A Radioactive Underwater Problem
Installing a New Reactor at Watts Bar
It will take Entergy several weeks to fix this reactor problem. Because of the extremely high levels of radiation, the cavity holding the reactor – which is approximately 14 feet in diameter and 45 feet long – is flooded with at least 20 feet of water above the top. The cavity is connected to a canal which connects with the spent fuel pool in an adjacent building. When the canal is flooded, the fuel is removed and taken, underwater, to the spent fuel pool for storage until work is completed.
The interior of the reactor, however, is extremely radioactive and too dangerous for workers. “At the Ginna plant,” said Lochbaum, “workers could only replace five to six bolts a day. That’s because they were working so far underwater, and the work wasn’t done by divers.
“They had to have special equipment where screw drivers were attached to 40-foot long robotic arms and directed from a console connected to a camera. It takes a while to position the equipment that is used to do those tasks, and Entergy doesn’t have those kinds of tools onsite.
“The equipment won’t arrive until April 20, and these long-reach tools are challenging to use, especially with cameras and underwater lighting. They will be lucky if they can replace 10 bolts a day and they have to find all of the missing parts of bolts before they replace anything. And since we are dealing with decay, decisions will have to be made if some of the other bolts should be replaced now, or if they should schedule another inspection in the near future. Entergy is going to take an economic hit on this.”
It is a hit the company can ill afford. Entergy closed its Vermont Yankee plant last year, and announced its Pilgrim Nuclear Power Station in Massachusetts would close in 2019. This year, Entergy announced it will close its James A. Fitzpatrick Nuclear Power Station in Scriba, NY, in 2017. The plants were all victims of the free market – their electricity is too expensive to compete with the growing amount of wind-powered electricity, the reduced demand due to the explosive growth of solar units, and the low cost of natural gas. Indeed, Fitzpatrick is considered a zombie plant – financially dead but still operating. At times, Entergy has had to pay the grid to take Fitzpatrick’s electricity since it lost out in the competitive auctions run by the NY Independent System Operator, which operates the grid.
The increased competition and decreased demand has also hurt the profit margins of Indian Point, which is Entergy’s only remaining successful nuclear plant in the northeast. And Wall Street has rated Entergy’s corporate debt as just above junk bond status.

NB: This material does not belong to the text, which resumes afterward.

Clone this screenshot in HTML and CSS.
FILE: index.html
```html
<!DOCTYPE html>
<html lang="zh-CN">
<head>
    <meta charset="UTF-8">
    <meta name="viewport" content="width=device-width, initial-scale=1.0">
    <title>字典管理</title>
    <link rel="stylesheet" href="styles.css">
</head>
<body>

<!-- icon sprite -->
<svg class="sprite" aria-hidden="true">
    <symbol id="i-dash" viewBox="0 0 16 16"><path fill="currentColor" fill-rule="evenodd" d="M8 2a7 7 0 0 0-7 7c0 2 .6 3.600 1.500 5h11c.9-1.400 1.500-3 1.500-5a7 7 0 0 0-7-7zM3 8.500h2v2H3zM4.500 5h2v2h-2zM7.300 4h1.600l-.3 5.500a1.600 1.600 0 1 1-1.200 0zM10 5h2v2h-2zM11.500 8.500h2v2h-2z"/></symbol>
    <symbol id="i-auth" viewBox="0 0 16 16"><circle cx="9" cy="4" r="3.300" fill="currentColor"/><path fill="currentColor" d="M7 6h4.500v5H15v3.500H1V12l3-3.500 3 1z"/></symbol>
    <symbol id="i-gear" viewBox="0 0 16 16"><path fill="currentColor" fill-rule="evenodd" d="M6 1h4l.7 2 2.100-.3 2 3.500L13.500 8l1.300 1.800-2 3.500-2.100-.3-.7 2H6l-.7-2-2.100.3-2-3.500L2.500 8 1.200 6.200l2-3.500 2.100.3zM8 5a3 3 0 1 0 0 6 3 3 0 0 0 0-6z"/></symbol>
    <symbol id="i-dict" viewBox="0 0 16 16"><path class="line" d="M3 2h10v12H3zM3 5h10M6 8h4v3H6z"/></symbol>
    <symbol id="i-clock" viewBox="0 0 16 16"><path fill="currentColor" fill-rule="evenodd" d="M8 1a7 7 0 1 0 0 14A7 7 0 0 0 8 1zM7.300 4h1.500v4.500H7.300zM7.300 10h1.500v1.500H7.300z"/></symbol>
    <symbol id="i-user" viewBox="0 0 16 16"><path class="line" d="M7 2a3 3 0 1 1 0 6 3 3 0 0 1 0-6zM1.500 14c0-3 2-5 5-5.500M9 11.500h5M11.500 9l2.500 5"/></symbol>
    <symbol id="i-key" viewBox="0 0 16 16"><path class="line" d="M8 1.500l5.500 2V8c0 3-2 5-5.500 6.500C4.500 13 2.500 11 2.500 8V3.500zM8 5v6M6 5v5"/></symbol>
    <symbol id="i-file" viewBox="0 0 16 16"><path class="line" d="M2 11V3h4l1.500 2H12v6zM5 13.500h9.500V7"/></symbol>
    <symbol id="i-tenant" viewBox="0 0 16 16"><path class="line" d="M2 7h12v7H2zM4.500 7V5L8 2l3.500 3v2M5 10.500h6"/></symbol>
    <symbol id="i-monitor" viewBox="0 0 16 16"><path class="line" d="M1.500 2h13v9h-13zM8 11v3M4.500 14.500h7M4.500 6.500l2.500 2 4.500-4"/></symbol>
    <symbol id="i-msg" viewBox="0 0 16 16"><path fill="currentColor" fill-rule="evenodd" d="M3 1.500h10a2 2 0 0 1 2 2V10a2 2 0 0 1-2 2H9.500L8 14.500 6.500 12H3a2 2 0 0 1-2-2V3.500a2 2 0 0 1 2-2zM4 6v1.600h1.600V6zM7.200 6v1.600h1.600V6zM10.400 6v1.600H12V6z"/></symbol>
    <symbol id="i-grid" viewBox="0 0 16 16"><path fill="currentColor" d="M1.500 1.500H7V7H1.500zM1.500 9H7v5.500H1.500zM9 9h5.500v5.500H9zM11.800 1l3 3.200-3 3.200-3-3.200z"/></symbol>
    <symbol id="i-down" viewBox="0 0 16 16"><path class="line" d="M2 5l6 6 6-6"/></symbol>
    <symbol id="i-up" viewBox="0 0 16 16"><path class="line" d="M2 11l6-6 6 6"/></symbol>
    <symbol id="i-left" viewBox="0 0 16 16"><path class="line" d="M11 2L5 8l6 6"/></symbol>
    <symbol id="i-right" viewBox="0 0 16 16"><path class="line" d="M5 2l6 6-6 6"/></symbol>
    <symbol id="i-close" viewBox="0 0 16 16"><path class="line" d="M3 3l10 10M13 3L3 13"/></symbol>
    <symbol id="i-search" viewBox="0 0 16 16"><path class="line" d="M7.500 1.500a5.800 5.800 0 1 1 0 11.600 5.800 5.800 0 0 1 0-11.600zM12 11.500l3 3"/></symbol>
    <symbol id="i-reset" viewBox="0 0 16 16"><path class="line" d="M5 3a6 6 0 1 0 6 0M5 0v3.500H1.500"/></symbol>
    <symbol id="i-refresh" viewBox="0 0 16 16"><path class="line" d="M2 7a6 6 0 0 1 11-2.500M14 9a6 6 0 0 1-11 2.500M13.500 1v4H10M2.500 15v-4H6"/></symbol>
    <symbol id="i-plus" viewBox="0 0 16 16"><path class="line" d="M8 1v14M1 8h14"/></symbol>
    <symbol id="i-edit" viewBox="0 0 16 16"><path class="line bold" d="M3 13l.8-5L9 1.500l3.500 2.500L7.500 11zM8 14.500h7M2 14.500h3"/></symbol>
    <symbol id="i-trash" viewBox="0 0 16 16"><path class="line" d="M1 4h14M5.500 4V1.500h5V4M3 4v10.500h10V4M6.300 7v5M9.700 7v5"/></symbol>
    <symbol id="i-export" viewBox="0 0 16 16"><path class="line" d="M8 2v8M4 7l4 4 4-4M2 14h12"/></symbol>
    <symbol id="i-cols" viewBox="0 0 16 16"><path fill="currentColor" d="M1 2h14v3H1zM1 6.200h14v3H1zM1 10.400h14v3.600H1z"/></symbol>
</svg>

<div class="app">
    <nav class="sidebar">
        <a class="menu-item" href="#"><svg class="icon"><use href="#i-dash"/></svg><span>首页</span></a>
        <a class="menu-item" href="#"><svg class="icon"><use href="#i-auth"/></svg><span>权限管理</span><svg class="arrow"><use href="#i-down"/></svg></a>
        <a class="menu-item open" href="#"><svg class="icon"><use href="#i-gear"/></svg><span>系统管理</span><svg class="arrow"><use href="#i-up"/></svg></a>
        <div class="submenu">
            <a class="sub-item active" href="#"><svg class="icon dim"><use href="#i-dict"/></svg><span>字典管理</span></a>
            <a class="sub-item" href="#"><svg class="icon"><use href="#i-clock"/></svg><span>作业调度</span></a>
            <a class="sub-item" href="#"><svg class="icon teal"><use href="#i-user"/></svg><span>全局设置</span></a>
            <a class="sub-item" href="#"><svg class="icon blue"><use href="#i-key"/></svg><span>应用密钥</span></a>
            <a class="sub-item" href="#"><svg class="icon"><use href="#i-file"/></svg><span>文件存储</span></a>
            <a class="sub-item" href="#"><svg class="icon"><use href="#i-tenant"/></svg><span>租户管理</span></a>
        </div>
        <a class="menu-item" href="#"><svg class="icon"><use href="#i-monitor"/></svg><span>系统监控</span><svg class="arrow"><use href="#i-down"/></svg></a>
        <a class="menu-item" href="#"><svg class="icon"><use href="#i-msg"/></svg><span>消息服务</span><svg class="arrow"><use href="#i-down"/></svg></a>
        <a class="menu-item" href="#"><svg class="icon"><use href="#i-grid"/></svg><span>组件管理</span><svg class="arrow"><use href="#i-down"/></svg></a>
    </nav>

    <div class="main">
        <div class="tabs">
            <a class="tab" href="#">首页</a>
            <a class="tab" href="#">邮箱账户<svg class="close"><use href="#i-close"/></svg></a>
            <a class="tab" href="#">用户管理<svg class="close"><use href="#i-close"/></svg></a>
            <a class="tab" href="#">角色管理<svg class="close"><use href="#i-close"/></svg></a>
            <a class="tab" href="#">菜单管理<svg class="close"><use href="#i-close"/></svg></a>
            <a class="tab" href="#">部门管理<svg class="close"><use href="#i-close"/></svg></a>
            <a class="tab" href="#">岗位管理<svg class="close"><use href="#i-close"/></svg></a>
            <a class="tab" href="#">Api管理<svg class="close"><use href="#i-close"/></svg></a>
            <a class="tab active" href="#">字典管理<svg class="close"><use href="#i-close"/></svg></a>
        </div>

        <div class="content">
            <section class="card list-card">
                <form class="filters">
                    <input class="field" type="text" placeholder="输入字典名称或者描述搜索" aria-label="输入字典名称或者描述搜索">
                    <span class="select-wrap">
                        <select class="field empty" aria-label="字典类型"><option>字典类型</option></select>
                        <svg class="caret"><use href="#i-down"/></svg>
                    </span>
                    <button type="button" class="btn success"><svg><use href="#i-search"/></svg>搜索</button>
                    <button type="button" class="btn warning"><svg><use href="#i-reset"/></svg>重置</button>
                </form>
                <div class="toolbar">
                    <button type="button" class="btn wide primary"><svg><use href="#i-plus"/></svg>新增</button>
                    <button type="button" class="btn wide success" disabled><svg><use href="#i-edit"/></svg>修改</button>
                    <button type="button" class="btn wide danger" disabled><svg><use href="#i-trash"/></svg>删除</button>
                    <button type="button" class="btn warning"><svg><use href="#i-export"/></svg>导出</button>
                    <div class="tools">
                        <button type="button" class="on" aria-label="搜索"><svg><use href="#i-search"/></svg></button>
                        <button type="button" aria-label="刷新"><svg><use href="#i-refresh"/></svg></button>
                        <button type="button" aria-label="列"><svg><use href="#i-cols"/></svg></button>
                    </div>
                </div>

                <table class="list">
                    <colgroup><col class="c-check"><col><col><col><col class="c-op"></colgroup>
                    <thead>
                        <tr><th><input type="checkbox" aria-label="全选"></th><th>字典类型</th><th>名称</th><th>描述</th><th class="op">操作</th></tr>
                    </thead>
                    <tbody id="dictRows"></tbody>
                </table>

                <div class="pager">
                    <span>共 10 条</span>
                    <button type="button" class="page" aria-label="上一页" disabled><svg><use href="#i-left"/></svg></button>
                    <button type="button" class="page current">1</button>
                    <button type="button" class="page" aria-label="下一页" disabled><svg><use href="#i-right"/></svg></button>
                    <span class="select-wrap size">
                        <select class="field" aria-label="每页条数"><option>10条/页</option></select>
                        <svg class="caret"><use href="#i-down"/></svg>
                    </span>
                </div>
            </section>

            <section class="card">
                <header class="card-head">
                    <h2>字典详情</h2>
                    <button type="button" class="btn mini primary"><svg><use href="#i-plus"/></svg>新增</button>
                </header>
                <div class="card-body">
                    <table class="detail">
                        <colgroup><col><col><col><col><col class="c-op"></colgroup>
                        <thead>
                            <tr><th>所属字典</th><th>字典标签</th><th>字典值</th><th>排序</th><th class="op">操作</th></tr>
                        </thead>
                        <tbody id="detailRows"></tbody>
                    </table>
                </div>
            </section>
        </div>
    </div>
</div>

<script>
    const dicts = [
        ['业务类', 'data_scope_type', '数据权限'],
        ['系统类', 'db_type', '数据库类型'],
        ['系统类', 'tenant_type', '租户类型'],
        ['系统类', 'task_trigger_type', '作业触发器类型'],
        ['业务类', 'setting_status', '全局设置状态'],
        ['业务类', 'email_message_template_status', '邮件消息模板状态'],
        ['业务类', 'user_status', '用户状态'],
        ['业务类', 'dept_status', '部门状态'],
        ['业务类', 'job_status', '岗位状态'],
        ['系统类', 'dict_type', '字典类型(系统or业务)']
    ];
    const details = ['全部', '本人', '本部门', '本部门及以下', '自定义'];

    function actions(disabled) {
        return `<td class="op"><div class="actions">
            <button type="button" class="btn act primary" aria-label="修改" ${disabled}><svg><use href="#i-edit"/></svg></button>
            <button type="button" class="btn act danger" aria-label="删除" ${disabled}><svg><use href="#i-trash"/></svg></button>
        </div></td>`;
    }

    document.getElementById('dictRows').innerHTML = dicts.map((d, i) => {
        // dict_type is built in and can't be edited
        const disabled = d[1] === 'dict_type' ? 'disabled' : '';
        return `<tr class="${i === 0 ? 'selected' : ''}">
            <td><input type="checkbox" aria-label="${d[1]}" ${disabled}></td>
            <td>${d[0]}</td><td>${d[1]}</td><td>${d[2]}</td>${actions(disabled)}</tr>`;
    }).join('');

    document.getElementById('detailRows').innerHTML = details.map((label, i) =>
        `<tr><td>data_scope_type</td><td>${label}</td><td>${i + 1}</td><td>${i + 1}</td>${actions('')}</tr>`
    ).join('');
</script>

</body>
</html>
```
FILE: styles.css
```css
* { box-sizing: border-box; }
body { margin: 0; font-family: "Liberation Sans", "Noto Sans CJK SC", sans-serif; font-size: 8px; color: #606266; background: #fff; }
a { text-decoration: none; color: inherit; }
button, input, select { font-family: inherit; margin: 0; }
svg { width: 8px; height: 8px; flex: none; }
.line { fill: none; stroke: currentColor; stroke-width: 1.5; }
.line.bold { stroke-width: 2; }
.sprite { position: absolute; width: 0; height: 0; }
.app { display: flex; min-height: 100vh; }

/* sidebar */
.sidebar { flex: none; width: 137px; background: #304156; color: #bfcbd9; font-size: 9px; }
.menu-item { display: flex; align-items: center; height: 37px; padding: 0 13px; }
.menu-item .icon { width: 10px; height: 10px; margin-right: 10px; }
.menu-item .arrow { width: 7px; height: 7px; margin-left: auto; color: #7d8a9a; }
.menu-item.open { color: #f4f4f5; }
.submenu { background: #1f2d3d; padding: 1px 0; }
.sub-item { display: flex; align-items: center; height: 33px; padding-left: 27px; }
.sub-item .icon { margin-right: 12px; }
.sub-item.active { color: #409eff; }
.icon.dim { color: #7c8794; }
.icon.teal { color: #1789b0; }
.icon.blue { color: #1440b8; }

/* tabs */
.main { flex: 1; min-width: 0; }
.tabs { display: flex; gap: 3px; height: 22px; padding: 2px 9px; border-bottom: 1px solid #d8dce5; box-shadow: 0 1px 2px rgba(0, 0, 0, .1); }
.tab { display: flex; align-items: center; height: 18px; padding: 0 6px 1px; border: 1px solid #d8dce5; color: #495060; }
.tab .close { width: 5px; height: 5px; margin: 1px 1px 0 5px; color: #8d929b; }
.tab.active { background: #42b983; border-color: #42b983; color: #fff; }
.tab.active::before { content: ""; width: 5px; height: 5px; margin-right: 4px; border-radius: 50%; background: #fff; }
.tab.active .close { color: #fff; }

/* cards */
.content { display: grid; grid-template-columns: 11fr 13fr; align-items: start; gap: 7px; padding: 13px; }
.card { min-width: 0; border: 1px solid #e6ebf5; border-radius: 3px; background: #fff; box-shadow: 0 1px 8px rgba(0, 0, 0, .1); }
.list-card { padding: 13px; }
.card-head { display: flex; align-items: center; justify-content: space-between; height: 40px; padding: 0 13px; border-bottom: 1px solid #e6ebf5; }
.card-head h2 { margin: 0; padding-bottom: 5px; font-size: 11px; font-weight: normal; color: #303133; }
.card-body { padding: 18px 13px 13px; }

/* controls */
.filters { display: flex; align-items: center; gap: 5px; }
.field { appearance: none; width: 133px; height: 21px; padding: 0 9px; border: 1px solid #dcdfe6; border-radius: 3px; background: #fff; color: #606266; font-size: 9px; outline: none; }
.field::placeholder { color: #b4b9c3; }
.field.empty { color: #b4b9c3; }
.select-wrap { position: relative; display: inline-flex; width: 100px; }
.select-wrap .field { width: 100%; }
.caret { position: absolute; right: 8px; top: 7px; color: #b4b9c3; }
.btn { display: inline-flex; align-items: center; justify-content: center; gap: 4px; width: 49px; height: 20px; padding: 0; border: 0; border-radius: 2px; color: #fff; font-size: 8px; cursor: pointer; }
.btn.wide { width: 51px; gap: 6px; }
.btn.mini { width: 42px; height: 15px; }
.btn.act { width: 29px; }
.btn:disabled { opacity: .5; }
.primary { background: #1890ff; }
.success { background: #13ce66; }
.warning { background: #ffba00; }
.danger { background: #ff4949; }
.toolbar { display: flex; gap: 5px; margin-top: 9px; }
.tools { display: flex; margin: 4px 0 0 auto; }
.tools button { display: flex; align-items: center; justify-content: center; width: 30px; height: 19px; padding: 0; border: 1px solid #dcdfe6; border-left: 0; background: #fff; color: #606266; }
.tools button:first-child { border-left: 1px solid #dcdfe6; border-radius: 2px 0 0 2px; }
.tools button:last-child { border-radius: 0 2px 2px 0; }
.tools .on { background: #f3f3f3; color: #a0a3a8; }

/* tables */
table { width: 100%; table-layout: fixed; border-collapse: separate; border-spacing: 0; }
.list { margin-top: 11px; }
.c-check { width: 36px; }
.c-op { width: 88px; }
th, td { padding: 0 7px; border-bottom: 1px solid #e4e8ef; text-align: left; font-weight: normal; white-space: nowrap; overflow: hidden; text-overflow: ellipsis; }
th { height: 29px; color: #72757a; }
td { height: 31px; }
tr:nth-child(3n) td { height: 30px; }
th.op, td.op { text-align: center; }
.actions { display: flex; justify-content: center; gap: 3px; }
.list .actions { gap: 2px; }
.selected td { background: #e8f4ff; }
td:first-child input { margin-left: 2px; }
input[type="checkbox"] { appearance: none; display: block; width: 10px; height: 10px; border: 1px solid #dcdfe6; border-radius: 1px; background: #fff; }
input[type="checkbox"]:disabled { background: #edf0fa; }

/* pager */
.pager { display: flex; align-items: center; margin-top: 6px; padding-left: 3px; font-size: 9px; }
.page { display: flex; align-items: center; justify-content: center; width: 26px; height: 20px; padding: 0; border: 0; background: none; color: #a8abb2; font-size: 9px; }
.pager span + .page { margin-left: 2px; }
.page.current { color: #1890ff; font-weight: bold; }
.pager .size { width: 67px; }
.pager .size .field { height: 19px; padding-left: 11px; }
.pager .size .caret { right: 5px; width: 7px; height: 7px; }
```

That is a severe comedown. When Entergy bought Indian Point in 2001 it was rated the worst run plant in the nation by the NRC, which considered shutting it ( http://bit.ly/1SA7QLw ). Entergy pumped some $500 million in repairs and new equipment into the plant and, within two years, it was rated one of the best run plants in the nation. With that designation, oversight by the NRC was minimal.
But last month the NRC downgraded Indian Point 3 from a “green” rating, which is the top of the color-coded, four-part scale, to the second tier “white” rating. This was primarily due to the excessive number of unplanned shutdown due to equipment failures and other issues. The downgrade brought an increase in oversight by the NRC, which Entergy has to pay for.
The NRC has not made a decision as to whether or not the status of Indian Point 2 will change because of the discovery of the deteriorated reactor bolts.